A Simple Orleans Selling Timeline
If you want a practical way to think about the process, start here:
- Confirm whether the home will stay rented, partially rented, or vacant.
- Review Orleans rental registration status and short-term rental requirements if they apply.
- Organize a remote inventory of what stays, goes, or gets stored.
- Create a focused repair list that removes obvious buyer concerns.
- Schedule septic planning early if the home is served by a septic system.
- Set a photo day after decluttering, cleaning, and key repairs are done.
- Establish showing windows, key access, and a local point person.
- Launch with clear pricing and strong presentation.

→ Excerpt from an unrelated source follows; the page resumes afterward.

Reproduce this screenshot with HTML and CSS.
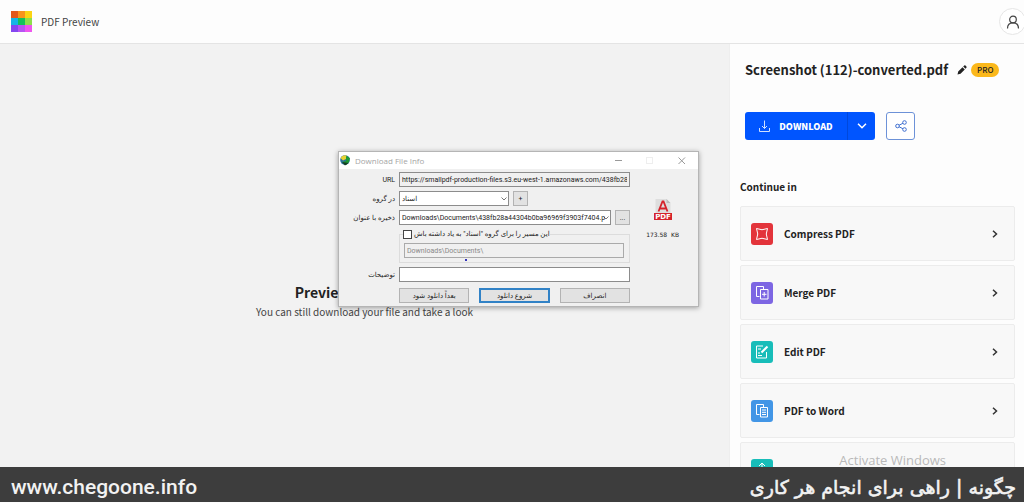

Selling a second home in Orleans is as much a coordination project as a marketing project. When the calendar, compliance, prep work, and access plan are aligned before the listing goes live, the entire process tends to work better.
If you are preparing an Orleans second home to sell and want a hands-on plan for pricing, prep, and local coordination, Shane Masaschi offers concierge-level guidance tailored to Cape Cod’s seasonal market.
FAQs
What makes selling a second home in Orleans different?
- Orleans has a high share of seasonal and occasional-use homes, so sellers often need to plan around personal use, rental bookings, vendor schedules, and seasonal market timing.
Do Orleans rental registrations transfer to a buyer?
- No. Orleans states that a short-term rental registration ends when the property is sold or transferred, so it does not transfer to the buyer.
Do long-term rentals in Orleans need to be registered?
- Yes. Orleans says all property rentals, except hotels, motels, and inns, must be registered before they can be rented.
Do Orleans short-term rentals need a local contact?
- Yes. The town requires a 24/7 contact number and a named operator or operator’s agent who can respond in person within one hour to complaints or emergencies.
When should I plan a Title 5 septic inspection for an Orleans home sale?
- As early as possible. Massachusetts says sale-related Title 5 inspections are generally valid for two years, or three years with annual pumping records, so early planning helps avoid delays.